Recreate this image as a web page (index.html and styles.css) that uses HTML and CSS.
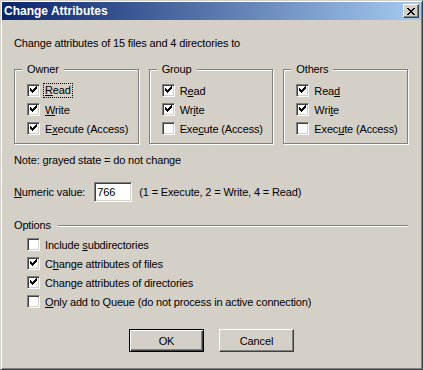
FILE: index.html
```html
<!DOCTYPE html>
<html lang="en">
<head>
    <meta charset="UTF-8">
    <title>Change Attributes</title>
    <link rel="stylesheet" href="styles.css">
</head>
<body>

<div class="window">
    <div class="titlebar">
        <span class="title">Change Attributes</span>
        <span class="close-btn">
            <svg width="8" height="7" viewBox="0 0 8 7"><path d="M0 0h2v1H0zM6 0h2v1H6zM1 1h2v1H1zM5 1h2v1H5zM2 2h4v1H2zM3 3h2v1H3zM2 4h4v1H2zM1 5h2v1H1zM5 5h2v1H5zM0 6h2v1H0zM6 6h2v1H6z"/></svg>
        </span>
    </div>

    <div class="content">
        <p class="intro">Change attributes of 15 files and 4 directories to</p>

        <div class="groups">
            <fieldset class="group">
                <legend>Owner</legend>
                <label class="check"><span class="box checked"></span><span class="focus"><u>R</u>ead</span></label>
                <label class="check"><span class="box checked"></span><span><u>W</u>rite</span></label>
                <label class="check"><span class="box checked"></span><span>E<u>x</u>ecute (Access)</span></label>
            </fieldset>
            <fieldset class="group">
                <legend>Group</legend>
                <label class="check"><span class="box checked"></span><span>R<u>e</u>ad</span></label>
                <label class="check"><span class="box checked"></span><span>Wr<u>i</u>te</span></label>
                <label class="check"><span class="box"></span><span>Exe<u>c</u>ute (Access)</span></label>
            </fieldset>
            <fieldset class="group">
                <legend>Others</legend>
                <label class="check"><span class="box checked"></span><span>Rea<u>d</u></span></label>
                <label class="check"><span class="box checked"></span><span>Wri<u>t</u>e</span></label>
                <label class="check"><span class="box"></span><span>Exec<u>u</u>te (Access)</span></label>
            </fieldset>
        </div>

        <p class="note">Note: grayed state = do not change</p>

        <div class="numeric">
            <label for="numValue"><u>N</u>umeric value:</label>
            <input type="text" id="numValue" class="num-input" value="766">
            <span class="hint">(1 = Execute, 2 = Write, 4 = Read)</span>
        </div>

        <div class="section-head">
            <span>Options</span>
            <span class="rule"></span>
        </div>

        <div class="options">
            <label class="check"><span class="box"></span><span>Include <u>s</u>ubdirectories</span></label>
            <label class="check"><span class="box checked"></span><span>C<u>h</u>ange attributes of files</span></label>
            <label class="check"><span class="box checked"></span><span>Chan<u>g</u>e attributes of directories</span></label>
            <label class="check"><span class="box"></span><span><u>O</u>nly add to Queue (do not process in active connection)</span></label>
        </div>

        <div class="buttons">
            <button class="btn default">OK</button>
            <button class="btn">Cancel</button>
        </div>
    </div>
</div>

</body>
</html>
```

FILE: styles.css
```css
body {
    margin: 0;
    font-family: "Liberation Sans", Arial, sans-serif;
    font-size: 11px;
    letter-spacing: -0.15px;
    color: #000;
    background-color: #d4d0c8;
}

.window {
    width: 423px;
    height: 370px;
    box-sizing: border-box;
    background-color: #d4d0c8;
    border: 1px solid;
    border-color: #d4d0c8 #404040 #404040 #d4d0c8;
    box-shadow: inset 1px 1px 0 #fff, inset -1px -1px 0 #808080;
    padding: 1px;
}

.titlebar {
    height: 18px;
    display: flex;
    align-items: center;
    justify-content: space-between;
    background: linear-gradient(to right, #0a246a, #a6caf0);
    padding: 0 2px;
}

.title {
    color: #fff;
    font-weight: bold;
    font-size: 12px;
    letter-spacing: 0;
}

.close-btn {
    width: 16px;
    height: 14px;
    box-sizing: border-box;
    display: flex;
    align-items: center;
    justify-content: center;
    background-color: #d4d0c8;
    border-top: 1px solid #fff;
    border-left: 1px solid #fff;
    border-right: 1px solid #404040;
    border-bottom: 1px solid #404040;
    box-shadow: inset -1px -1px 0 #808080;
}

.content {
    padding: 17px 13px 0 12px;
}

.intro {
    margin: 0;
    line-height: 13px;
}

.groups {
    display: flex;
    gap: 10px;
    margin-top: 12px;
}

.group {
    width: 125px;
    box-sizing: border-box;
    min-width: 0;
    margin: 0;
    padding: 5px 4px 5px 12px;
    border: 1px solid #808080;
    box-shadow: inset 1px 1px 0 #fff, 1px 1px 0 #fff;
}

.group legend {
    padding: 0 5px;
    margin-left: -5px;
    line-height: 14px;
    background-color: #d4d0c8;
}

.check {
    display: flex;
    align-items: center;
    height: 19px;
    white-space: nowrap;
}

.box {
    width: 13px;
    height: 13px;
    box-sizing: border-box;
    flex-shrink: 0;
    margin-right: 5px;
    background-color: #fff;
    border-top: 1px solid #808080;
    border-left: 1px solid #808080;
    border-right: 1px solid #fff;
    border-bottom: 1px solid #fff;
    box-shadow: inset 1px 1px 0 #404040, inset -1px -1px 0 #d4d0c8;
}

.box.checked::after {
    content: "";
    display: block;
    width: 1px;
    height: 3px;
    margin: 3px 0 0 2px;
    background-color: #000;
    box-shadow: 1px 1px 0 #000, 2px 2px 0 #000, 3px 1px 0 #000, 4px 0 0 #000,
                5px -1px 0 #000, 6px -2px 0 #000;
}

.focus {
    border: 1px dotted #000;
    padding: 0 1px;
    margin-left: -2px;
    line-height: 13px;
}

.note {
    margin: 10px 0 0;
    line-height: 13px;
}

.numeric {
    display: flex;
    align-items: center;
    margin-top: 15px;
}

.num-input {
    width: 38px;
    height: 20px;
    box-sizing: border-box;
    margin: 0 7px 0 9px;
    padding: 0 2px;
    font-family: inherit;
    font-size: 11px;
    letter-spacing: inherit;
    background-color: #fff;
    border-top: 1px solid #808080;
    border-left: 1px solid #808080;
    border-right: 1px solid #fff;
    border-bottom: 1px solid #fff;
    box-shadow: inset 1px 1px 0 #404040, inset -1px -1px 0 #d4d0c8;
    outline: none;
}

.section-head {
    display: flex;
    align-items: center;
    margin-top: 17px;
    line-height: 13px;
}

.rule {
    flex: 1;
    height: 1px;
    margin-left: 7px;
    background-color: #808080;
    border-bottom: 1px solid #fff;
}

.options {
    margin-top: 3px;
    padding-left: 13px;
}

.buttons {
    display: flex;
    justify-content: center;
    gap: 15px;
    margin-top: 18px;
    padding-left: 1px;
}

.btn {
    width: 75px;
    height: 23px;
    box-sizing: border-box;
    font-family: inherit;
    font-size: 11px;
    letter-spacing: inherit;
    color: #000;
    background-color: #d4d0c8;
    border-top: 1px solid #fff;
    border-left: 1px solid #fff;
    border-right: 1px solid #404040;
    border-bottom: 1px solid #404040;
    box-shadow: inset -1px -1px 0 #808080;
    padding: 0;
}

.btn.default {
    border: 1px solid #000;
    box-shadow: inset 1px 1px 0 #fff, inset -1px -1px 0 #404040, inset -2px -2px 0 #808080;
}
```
========================================================================
The exercise ▸ Quote the preceding listing precisely and completely, omitting its images.

Task output ▸
Recreate this image as a web page (index.html and styles.css) that uses HTML and CSS.
FILE: index.html
```html
<!DOCTYPE html>
<html lang="en">
<head>
    <meta charset="UTF-8">
    <title>Change Attributes</title>
    <link rel="stylesheet" href="styles.css">
</head>
<body>

<div class="window">
    <div class="titlebar">
        <span class="title">Change Attributes</span>
        <span class="close-btn">
            <svg width="8" height="7" viewBox="0 0 8 7"><path d="M0 0h2v1H0zM6 0h2v1H6zM1 1h2v1H1zM5 1h2v1H5zM2 2h4v1H2zM3 3h2v1H3zM2 4h4v1H2zM1 5h2v1H1zM5 5h2v1H5zM0 6h2v1H0zM6 6h2v1H6z"/></svg>
        </span>
    </div>

    <div class="content">
        <p class="intro">Change attributes of 15 files and 4 directories to</p>

        <div class="groups">
            <fieldset class="group">
                <legend>Owner</legend>
                <label class="check"><span class="box checked"></span><span class="focus"><u>R</u>ead</span></label>
                <label class="check"><span class="box checked"></span><span><u>W</u>rite</span></label>
                <label class="check"><span class="box checked"></span><span>E<u>x</u>ecute (Access)</span></label>
            </fieldset>
            <fieldset class="group">
                <legend>Group</legend>
                <label class="check"><span class="box checked"></span><span>R<u>e</u>ad</span></label>
                <label class="check"><span class="box checked"></span><span>Wr<u>i</u>te</span></label>
                <label class="check"><span class="box"></span><span>Exe<u>c</u>ute (Access)</span></label>
            </fieldset>
            <fieldset class="group">
                <legend>Others</legend>
                <label class="check"><span class="box checked"></span><span>Rea<u>d</u></span></label>
                <label class="check"><span class="box checked"></span><span>Wri<u>t</u>e</span></label>
                <label class="check"><span class="box"></span><span>Exec<u>u</u>te (Access)</span></label>
            </fieldset>
        </div>

        <p class="note">Note: grayed state = do not change</p>

        <div class="numeric">
            <label for="numValue"><u>N</u>umeric value:</label>
            <input type="text" id="numValue" class="num-input" value="766">
            <span class="hint">(1 = Execute, 2 = Write, 4 = Read)</span>
        </div>

        <div class="section-head">
            <span>Options</span>
            <span class="rule"></span>
        </div>

        <div class="options">
            <label class="check"><span class="box"></span><span>Include <u>s</u>ubdirectories</span></label>
            <label class="check"><span class="box checked"></span><span>C<u>h</u>ange attributes of files</span></label>
            <label class="check"><span class="box checked"></span><span>Chan<u>g</u>e attributes of directories</span></label>
            <label class="check"><span class="box"></span><span><u>O</u>nly add to Queue (do not process in active connection)</span></label>
        </div>

        <div class="buttons">
            <button class="btn default">OK</button>
            <button class="btn">Cancel</button>
        </div>
    </div>
</div>

</body>
</html>
```

FILE: styles.css
```css
body {
    margin: 0;
    font-family: "Liberation Sans", Arial, sans-serif;
    font-size: 11px;
    letter-spacing: -0.15px;
    color: #000;
    background-color: #d4d0c8;
}

.window {
    width: 423px;
    height: 370px;
    box-sizing: border-box;
    background-color: #d4d0c8;
    border: 1px solid;
    border-color: #d4d0c8 #404040 #404040 #d4d0c8;
    box-shadow: inset 1px 1px 0 #fff, inset -1px -1px 0 #808080;
    padding: 1px;
}

.titlebar {
    height: 18px;
    display: flex;
    align-items: center;
    justify-content: space-between;
    background: linear-gradient(to right, #0a246a, #a6caf0);
    padding: 0 2px;
}

.title {
    color: #fff;
    font-weight: bold;
    font-size: 12px;
    letter-spacing: 0;
}

.close-btn {
    width: 16px;
    height: 14px;
    box-sizing: border-box;
    display: flex;
    align-items: center;
    justify-content: center;
    background-color: #d4d0c8;
    border-top: 1px solid #fff;
    border-left: 1px solid #fff;
    border-right: 1px solid #404040;
    border-bottom: 1px solid #404040;
    box-shadow: inset -1px -1px 0 #808080;
}

.content {
    padding: 17px 13px 0 12px;
}

.intro {
    margin: 0;
    line-height: 13px;
}

.groups {
    display: flex;
    gap: 10px;
    margin-top: 12px;
}

.group {
    width: 125px;
    box-sizing: border-box;
    min-width: 0;
    margin: 0;
    padding: 5px 4px 5px 12px;
    border: 1px solid #808080;
    box-shadow: inset 1px 1px 0 #fff, 1px 1px 0 #fff;
}

.group legend {
    padding: 0 5px;
    margin-left: -5px;
    line-height: 14px;
    background-color: #d4d0c8;
}

.check {
    display: flex;
    align-items: center;
    height: 19px;
    white-space: nowrap;
}

.box {
    width: 13px;
    height: 13px;
    box-sizing: border-box;
    flex-shrink: 0;
    margin-right: 5px;
    background-color: #fff;
    border-top: 1px solid #808080;
    border-left: 1px solid #808080;
    border-right: 1px solid #fff;
    border-bottom: 1px solid #fff;
    box-shadow: inset 1px 1px 0 #404040, inset -1px -1px 0 #d4d0c8;
}

.box.checked::after {
    content: "";
    display: block;
    width: 1px;
    height: 3px;
    margin: 3px 0 0 2px;
    background-color: #000;
    box-shadow: 1px 1px 0 #000, 2px 2px 0 #000, 3px 1px 0 #000, 4px 0 0 #000,
                5px -1px 0 #000, 6px -2px 0 #000;
}

.focus {
    border: 1px dotted #000;
    padding: 0 1px;
    margin-left: -2px;
    line-height: 13px;
}

.note {
    margin: 10px 0 0;
    line-height: 13px;
}

.numeric {
    display: flex;
    align-items: center;
    margin-top: 15px;
}

.num-input {
    width: 38px;
    height: 20px;
    box-sizing: border-box;
    margin: 0 7px 0 9px;
    padding: 0 2px;
    font-family: inherit;
    font-size: 11px;
    letter-spacing: inherit;
    background-color: #fff;
    border-top: 1px solid #808080;
    border-left: 1px solid #808080;
    border-right: 1px solid #fff;
    border-bottom: 1px solid #fff;
    box-shadow: inset 1px 1px 0 #404040, inset -1px -1px 0 #d4d0c8;
    outline: none;
}

.section-head {
    display: flex;
    align-items: center;
    margin-top: 17px;
    line-height: 13px;
}

.rule {
    flex: 1;
    height: 1px;
    margin-left: 7px;
    background-color: #808080;
    border-bottom: 1px solid #fff;
}

.options {
    margin-top: 3px;
    padding-left: 13px;
}

.buttons {
    display: flex;
    justify-content: center;
    gap: 15px;
    margin-top: 18px;
    padding-left: 1px;
}

.btn {
    width: 75px;
    height: 23px;
    box-sizing: border-box;
    font-family: inherit;
    font-size: 11px;
    letter-spacing: inherit;
    color: #000;
    background-color: #d4d0c8;
    border-top: 1px solid #fff;
    border-left: 1px solid #fff;
    border-right: 1px solid #404040;
    border-bottom: 1px solid #404040;
    box-shadow: inset -1px -1px 0 #808080;
    padding: 0;
}

.btn.default {
    border: 1px solid #000;
    box-shadow: inset 1px 1px 0 #fff, inset -1px -1px 0 #404040, inset -2px -2px 0 #808080;
}
```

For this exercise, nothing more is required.